Мама, даже с ее мягким характером, потом в сердцах обвиняла отца: сидел практически на контроле жилплощади в Москве, мог бы точнее узнать всю историю квартиры, взять наконец для семьи квартиру какую-нибудь выморочную. А он по легкомыслию ничего не проверил и перевез семью из своей — перед войной родители выстроили кооператив — в эту злополучную квартиру, у которой сразу же после ареста отца нашелся хозяин.
Наверное, легкомыслие — свойство и моего характера: оглядываясь сейчас на то, что пережила мама и моя семья, я понимаю невыносимость этих несчастий, вижу тупое упорство судьбы в охоте на мою маму, но тогда все как-то шло мимо меня, жить было сравнительно легко, детство торопливо катилось своей дорогой, и я не могу сказать, что меня его лишили, что перечеркнула его война, материальное неблагополучие, черствость людей. А может быть, сама мама сделала все, чтобы удары падали лишь на нее?
Квартирная тяжба началась в самом начале сентября сорок третьего года, и почувствовал я ее следующим образом: первого сентября утром я сам в первый раз отправился в первый класс.
Мама в то утро к девяти часам пошла в народный суд.
Осень прошла в новых впечатлениях: у меня — в школьных, у мамы — в судебных. Я уже догадался — происходит что-то с нашей квартирой, но мне это даже нравилось. Я всегда был за перемены. Наконец к концу осени у многочисленных инстанций вызрело решение: нас из квартиры выселить — а квартира была большая, двухкомнатная, с роскошной по тем временам кухней и ванной комнатой — и предоставить равноценную. Но какой же жилотдел в Москве тех лет мог сыскать равноценную квартиру, особенно семье, глава которой попал в такое своеобразное положение?
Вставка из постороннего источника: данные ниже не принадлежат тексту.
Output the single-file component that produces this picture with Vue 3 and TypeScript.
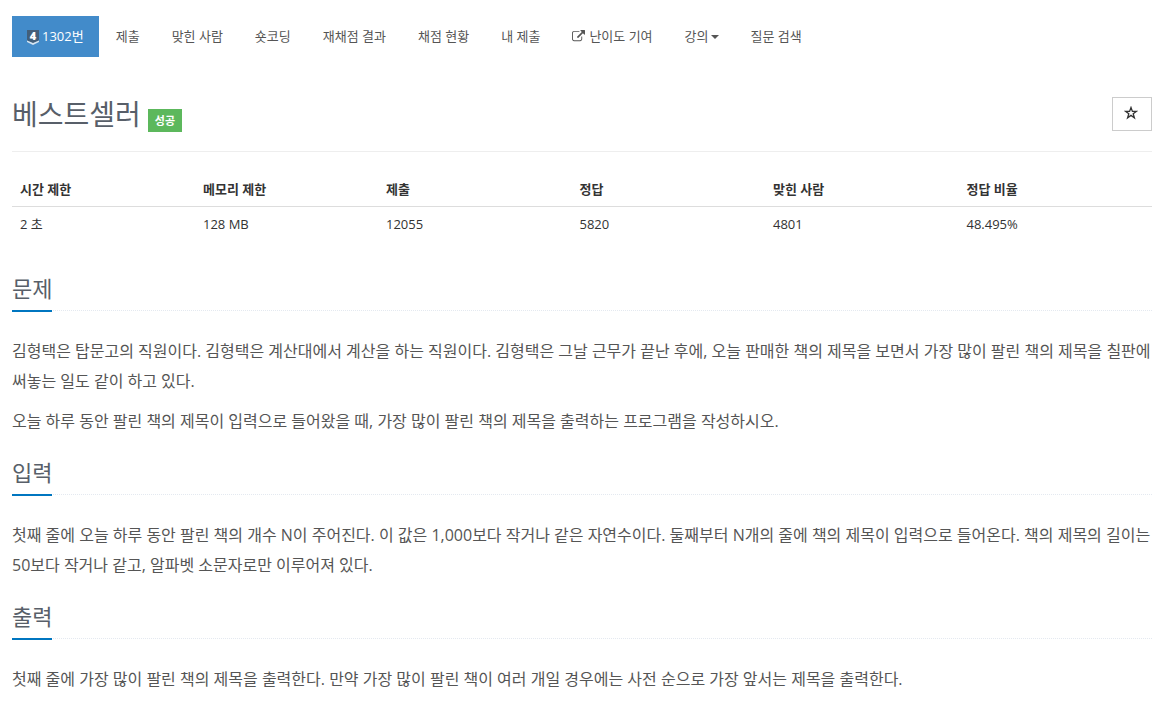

Только благодаря энергии и воле мамы мы вообще остались в Москве. Я помню, как мои тетки писали матери, одна из Калуги, другая из Таганрога: «Нина, бросай эту мифическую московскую квартиру, из которой тебя гонят, и приезжай с детишками к нам». К зиме проблема для нас встала так: не равноценную, а хоть какую-нибудь площадь. Пока мама бегала по инстанциям и бывшим друзьям отца в надежде найти хоть какую-нибудь жилплощадь, положение осложнилось, и по решению суда истец въехал в квартиру ответчика.